The banking industry is facing a prospect this year it would have preferred to avoid: a Democratic majority in the Senate after the party's victory in two runoff elections in Georgia.
The news is unlikely to lead to a monumental shift in banking policy on Capitol Hill, given the handful of moderate Democrats in the Senate who are more friendly to the industry. But it does open the door for President-elect Joe Biden to appoint more liberal nominees to head regulatory agencies, as well as more hearings that put bank CEOs on the hot seat.
Other financial executives should also expect to get an invite to testify at the Senate Banking Committee, which will likely be chaired by one of the industry's biggest critics: Sen. Sherrod Brown, D-Ohio.
"Brown has demonstrated a broad scope of interest that covers the entirety of the financial markets," said Isaac Boltansky, director of policy research at Compass Point Research & Trading. "My bet is you're going to see a few private equity CEOs and asset management CEOs before the committee."
The victories from Democrats Raphael Warnock and Jon Ossoff will lead to the exit of two Republican senators who are key industry allies: Kelly Loeffler and David Perdue. Loeffler joined the Senate in 2020 and previously was the CEO of BAKKT LLC, a unit of Intercontinental Exchange Inc.; her husband, Jeffrey Sprecher, is ICE's CEO. Perdue, meanwhile, was a major voice pressing bank regulators to quickly implement a 2018 bipartisan package that eased regulations for community and regional banks.
Bankers had been hoping the Senate would stay under Republican control, given that it would offer a counterweight to Biden and the narrow Democratic majority in the House.
But the results will mean the Senate will be split 50-50 between both parties, giving a tiebreaking vote to Vice President-elect Kamala Harris. Brown is set to become the new chair of the Senate Banking Committee, with Sen. Pat Toomey, R-Pa., expected to become the top Republican on the committee.

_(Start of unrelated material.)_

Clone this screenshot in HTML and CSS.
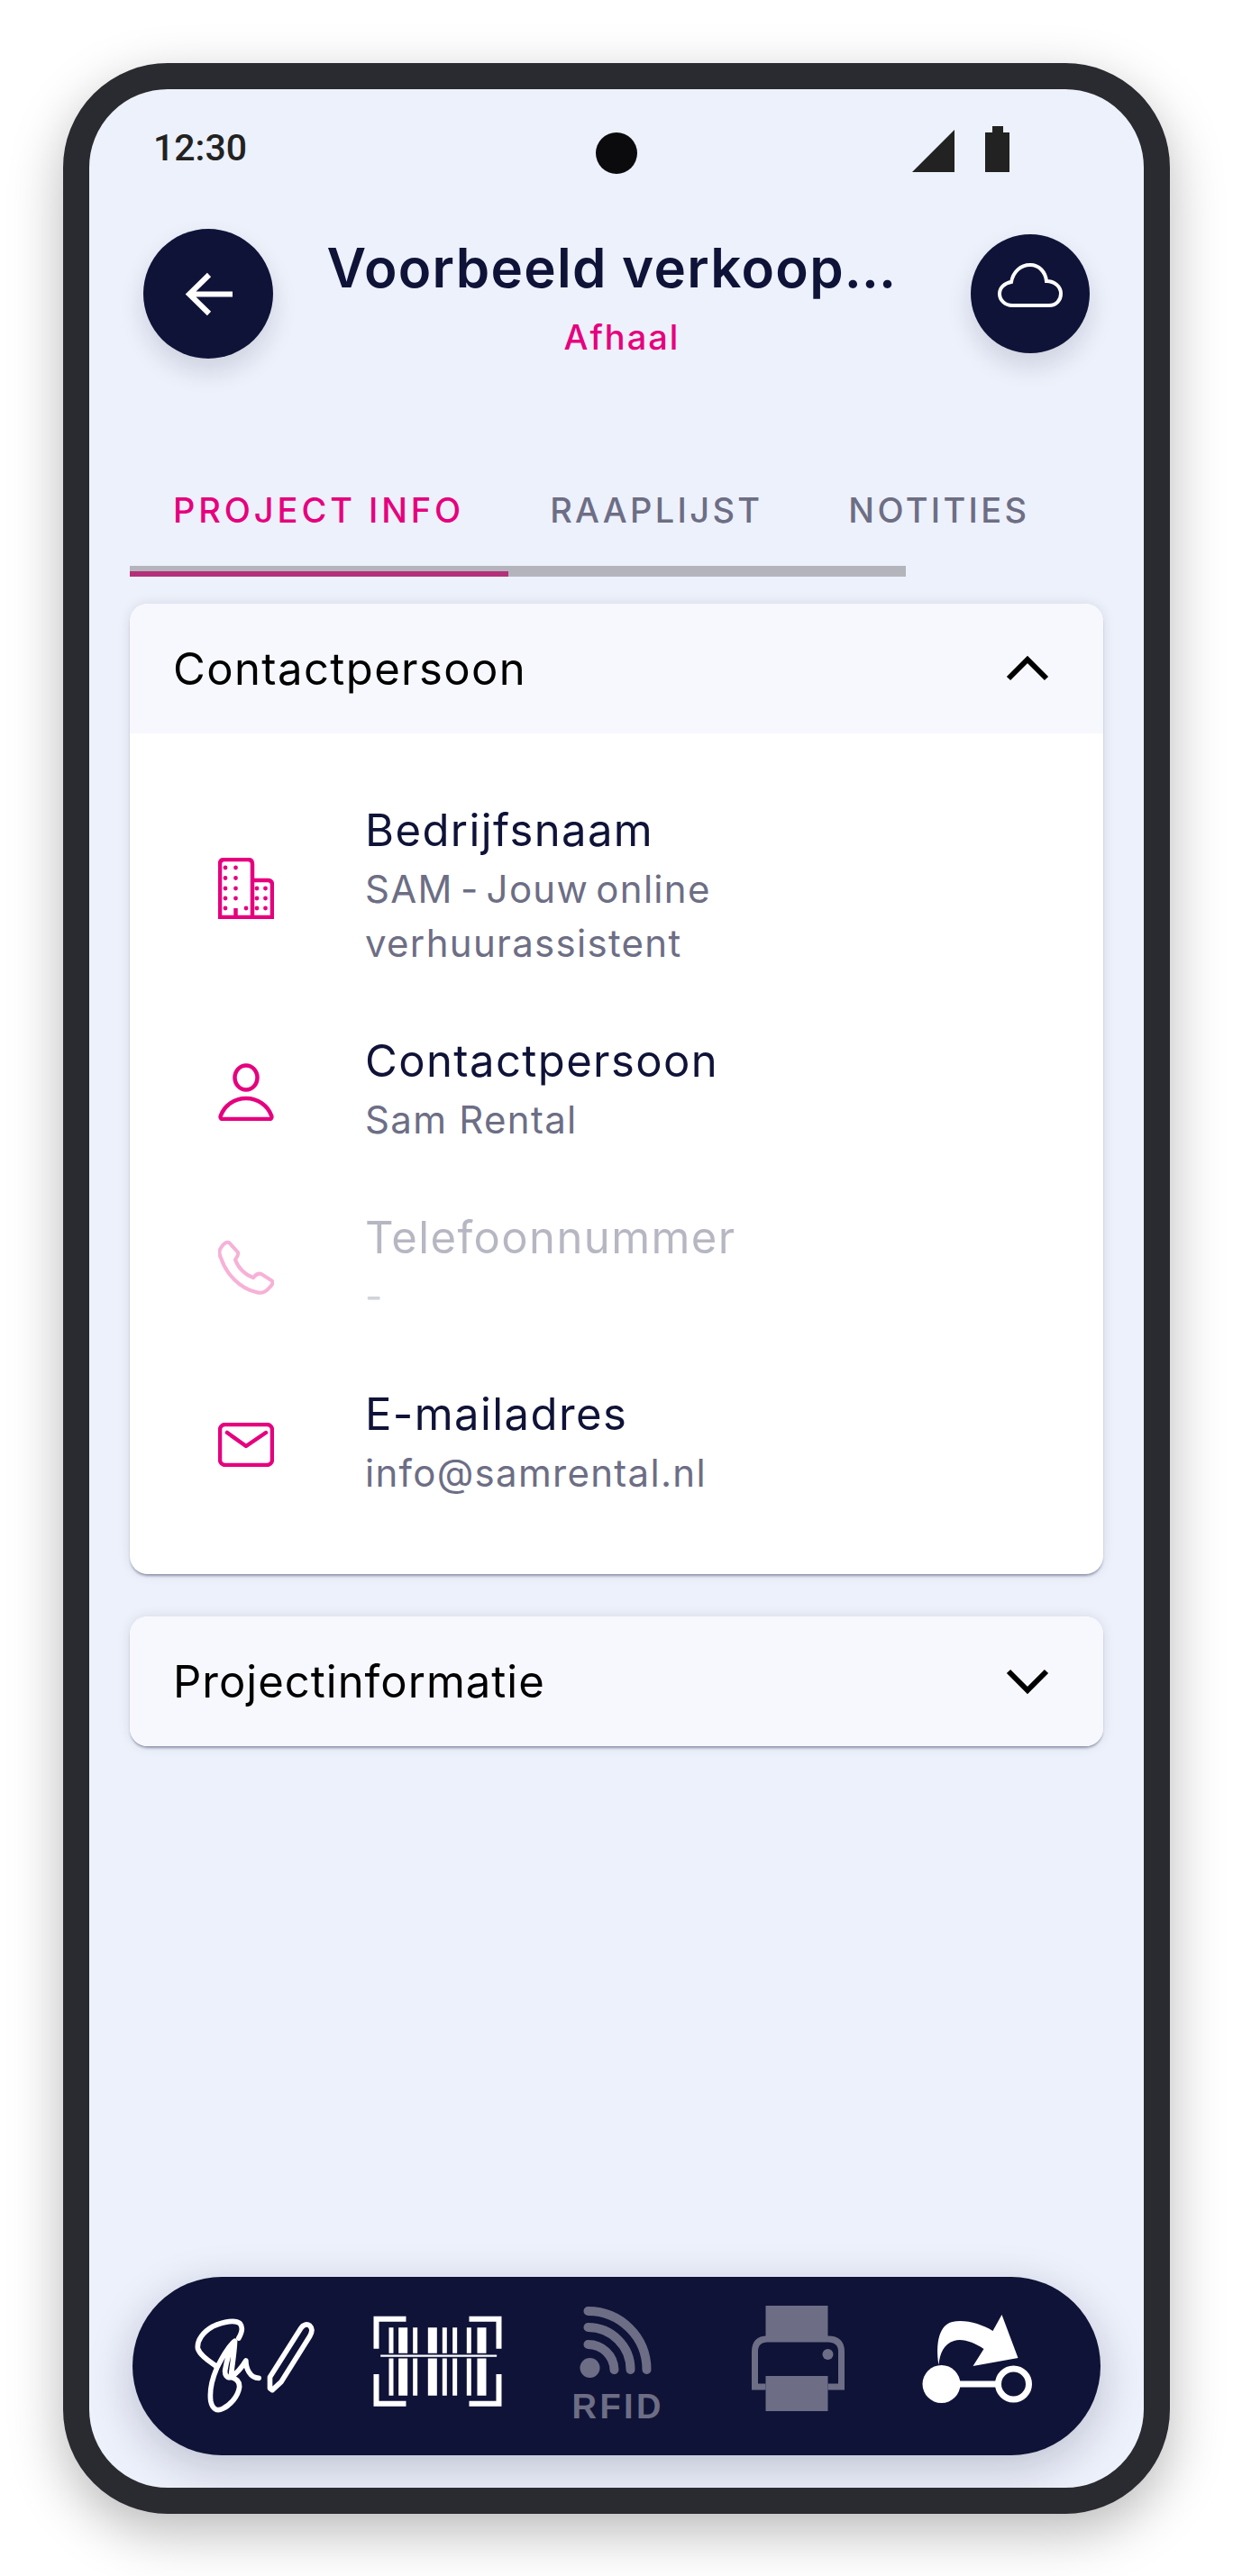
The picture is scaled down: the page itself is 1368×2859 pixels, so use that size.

Brown previewed some of his priorities as chairman at a Better Markets event in September 2020, where he credited the advocacy group for a list of Trump administration rules it hopes Democratic appointees will reverse.
But restoring the Obama-era financial regulatory framework should be the "bare minimum," Brown added. He called for the creation of bank accounts for Americans through the U.S. Postal Service and Federal Reserve, as well as a strengthening of worker protections and requiring companies to pay workers a dividend whenever they engage in share buybacks.
"The goal has to be to reorient our economy from Wall Street wealth to the dignity of work," he said.
But with slim majorities for Democrats, the prospects are tough for passing some of the most progressive items on their policy agenda. That includes those postal banking proposals or efforts to break up the biggest banks in the U.S., an idea backed by the likes of Brown and Sens. Elizabeth Warren, D-Mass., and Bernie Sanders, I-Vt.
"In both houses, you've got a very narrow divide," said bank consultant Bert Ely. "That's going to have a huge tempering effect on the Democratic agenda."
The 2018 bipartisan package that rolled back some post-financial-crisis rules offers a useful look at the dynamics on Capitol Hill. Two moderate Democrats, Virginia Sen. Mark Warner and Montana Sen. Jon Tester, were among those that negotiated the package. Analysts note they could be among the lawmakers who could dash their more liberal colleagues' hopes on some of the most progressive proposals, as could Sen. Joe Manchin, D-W.V., and Kyrsten Sinema, D-Ariz.
Still, a Democratic-controlled Senate gives Biden more flexibility as he chooses his nominees to key financial regulatory agencies. Boltansky said Biden's more centrist tendencies, along with the slate of moderate Democrats, could mean that he may opt for more "middle-of-the-road" agency heads rather than ardent progressives.
Some open spots include the leadership positions of the Office of the Comptroller of the Currency, the Securities and Exchange Commission and the Commodity Futures Trading Commission. Biden will also have the chance to appoint two members to the Federal Deposit Insurance Commission's board, although FDIC Chair Jelena McWilliams' term as the agency's leader does not expire until 2023.
At the CFPB — Warren's brainchild and a key avenue for quickly toughening regulations — Biden is likely to pick a nominee who would be aggressive on the industry, Boltansky said. That person is expected to crack down on bank overdraft fees and reverse actions taken by Director Kathleen Kraninger, such as overhauls to rules for payday lenders and debt collectors.
Lawmakers could also look to overturn recently approved rules at the CFPB and other agencies through the Congressional Review Act. But the immediate repeal of some rules could fall lower on the priority list on what could be a packed legislative calendar, paving the way for the new agency heads to begin new rulemaking processes to undo their predecessors' work.